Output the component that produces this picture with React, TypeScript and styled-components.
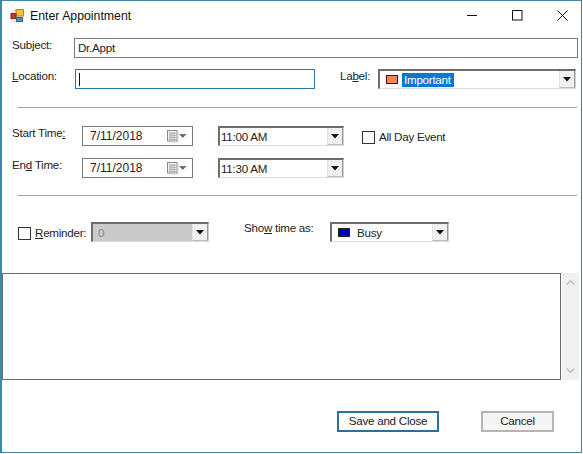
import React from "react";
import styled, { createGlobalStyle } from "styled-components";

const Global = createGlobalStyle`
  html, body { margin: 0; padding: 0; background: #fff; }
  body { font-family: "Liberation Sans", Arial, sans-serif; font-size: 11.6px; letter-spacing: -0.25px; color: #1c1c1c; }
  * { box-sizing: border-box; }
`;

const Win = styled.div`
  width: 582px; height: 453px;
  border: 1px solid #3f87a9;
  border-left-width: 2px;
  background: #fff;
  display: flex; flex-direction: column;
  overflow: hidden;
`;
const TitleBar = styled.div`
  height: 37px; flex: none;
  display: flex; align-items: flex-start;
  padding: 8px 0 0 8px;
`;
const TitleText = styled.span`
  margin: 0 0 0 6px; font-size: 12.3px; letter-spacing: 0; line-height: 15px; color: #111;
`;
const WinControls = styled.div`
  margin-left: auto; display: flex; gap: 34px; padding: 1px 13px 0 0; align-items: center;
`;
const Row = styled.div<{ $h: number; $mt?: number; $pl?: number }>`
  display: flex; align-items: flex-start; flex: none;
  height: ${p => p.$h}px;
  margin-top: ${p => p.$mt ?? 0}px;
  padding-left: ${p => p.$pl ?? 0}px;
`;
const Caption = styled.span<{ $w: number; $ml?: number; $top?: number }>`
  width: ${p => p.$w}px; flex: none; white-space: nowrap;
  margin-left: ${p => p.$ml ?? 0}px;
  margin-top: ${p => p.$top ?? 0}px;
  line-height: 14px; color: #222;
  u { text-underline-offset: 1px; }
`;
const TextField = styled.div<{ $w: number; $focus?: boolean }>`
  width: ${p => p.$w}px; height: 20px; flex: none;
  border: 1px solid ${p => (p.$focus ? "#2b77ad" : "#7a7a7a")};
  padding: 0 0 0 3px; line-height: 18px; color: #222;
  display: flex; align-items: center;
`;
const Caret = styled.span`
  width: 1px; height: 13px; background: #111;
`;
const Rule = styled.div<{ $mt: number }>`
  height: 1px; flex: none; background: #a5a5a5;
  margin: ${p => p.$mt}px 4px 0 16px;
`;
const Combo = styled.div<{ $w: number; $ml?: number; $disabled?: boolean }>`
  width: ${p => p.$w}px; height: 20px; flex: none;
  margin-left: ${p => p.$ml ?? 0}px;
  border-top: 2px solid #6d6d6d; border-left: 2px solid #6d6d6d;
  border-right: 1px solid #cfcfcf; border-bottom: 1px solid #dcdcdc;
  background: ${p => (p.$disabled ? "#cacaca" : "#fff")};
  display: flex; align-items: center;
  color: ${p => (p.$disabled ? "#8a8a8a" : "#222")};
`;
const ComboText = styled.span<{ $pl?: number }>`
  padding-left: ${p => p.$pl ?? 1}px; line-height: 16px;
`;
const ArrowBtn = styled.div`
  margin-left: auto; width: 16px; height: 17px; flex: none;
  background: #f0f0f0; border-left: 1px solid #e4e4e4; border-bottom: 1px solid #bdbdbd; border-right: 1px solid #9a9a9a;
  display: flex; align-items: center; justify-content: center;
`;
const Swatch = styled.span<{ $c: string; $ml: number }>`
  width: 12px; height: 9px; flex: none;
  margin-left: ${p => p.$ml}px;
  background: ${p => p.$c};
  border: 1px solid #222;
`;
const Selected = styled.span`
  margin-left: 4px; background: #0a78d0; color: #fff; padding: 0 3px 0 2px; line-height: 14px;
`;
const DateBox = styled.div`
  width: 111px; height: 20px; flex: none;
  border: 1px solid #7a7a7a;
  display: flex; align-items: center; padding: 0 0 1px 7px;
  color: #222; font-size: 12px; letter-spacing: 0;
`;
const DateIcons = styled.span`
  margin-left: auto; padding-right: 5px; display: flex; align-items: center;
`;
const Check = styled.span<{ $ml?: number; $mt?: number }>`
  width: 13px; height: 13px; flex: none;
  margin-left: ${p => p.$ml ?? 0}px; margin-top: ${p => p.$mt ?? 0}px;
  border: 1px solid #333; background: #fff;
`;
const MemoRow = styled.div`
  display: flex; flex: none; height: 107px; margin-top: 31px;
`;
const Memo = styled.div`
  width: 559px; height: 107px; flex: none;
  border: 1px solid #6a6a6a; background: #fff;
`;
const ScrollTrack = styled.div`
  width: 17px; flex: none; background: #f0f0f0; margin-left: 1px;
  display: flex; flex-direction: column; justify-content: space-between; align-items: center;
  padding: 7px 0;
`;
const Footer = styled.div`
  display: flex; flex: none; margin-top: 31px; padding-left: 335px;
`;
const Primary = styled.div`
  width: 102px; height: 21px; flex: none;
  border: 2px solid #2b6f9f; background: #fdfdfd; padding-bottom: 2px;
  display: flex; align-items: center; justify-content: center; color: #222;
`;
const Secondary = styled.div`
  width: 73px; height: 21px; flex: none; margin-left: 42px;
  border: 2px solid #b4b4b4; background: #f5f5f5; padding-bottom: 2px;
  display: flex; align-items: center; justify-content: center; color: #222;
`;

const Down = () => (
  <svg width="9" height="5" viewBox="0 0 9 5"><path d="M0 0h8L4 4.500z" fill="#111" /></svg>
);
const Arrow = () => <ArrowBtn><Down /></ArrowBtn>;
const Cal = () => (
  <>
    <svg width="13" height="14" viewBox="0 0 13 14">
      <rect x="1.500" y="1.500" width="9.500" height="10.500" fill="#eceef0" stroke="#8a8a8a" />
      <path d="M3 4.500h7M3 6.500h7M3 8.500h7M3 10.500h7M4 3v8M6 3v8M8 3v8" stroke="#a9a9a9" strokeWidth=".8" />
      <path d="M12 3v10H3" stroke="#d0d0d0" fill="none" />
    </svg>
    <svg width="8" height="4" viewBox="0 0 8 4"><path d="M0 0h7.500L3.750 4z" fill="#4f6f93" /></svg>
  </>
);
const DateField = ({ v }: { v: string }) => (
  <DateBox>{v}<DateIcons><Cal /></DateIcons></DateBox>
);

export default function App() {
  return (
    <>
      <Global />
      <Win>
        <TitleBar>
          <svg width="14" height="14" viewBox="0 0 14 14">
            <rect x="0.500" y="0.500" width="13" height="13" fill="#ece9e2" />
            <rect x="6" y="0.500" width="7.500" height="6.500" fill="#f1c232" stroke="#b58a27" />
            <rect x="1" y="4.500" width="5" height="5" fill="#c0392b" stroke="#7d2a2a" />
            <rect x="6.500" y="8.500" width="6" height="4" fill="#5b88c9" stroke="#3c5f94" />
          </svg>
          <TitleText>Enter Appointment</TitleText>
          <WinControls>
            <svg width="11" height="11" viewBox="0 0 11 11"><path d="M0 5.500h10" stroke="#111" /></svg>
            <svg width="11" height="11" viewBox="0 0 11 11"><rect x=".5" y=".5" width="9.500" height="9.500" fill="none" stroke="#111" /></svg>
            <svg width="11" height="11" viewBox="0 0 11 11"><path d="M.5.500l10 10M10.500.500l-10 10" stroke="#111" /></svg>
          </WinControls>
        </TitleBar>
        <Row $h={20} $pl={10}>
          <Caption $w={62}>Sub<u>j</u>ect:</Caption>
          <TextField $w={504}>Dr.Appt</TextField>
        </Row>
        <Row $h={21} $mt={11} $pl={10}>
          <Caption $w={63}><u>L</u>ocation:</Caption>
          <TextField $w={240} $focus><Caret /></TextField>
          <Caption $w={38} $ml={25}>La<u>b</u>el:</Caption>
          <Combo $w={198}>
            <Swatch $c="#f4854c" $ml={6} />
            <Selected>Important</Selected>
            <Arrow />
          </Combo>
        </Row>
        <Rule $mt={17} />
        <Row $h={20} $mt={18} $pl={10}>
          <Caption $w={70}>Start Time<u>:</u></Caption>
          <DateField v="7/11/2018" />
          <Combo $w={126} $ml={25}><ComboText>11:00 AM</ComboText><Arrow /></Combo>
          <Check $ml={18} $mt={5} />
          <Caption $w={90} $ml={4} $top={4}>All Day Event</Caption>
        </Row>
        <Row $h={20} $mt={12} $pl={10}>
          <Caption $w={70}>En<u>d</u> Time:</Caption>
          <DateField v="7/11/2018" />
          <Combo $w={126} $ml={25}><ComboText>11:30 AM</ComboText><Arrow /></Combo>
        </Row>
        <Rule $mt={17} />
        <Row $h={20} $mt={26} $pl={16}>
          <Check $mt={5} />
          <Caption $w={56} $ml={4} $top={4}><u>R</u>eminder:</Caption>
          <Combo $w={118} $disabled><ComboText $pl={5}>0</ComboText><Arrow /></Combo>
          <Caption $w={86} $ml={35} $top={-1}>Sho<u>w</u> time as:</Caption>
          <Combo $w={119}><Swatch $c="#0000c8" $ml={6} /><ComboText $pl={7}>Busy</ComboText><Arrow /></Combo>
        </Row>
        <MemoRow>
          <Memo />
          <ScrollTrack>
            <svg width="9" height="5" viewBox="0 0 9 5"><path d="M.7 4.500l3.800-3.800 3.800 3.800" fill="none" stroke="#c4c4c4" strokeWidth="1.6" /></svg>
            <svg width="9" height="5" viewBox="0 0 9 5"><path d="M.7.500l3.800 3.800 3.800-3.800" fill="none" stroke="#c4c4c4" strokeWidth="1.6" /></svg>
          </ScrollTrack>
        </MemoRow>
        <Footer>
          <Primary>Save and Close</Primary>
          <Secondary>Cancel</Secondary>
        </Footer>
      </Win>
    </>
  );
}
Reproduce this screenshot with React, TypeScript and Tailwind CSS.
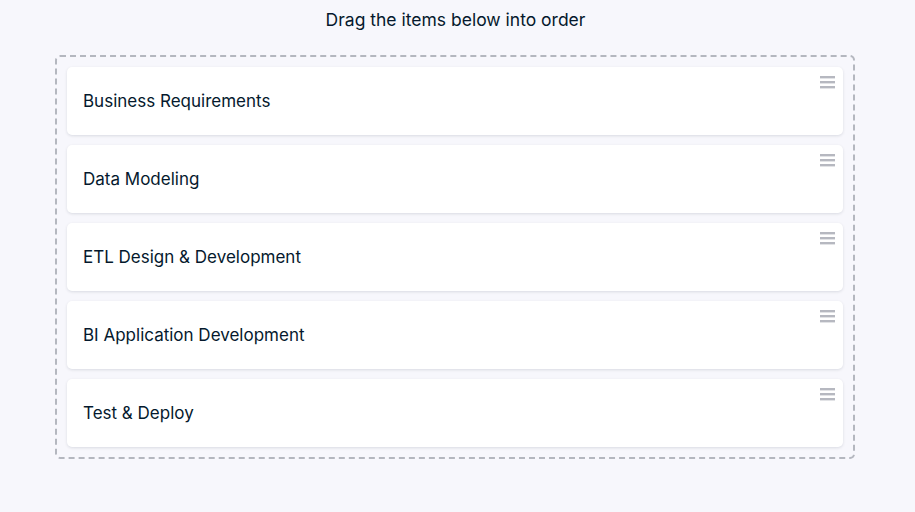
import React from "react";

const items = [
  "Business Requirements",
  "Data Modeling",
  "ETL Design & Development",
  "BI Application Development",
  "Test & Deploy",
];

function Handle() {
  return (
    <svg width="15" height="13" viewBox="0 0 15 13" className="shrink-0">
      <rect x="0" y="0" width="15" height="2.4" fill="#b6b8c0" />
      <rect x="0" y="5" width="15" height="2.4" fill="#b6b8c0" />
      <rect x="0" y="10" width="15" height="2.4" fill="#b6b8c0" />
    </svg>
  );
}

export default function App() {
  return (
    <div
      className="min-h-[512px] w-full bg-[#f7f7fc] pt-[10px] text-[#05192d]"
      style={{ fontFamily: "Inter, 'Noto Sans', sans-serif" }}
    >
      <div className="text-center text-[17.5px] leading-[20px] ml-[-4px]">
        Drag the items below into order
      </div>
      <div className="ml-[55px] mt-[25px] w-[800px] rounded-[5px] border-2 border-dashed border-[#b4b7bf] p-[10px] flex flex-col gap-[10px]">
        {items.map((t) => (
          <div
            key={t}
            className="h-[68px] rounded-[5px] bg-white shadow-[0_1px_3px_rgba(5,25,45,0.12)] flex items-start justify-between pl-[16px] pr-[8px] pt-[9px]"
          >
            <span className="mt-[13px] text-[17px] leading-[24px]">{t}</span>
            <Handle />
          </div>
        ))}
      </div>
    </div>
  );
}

◇ ◇ ◇ ◇ ◇ ◇ ◇

From the listing above, collect every line that mentions the word "this".

Output the component that produces this picture with React, TypeScript and styled-components.
Reproduce this screenshot with React, TypeScript and Tailwind CSS.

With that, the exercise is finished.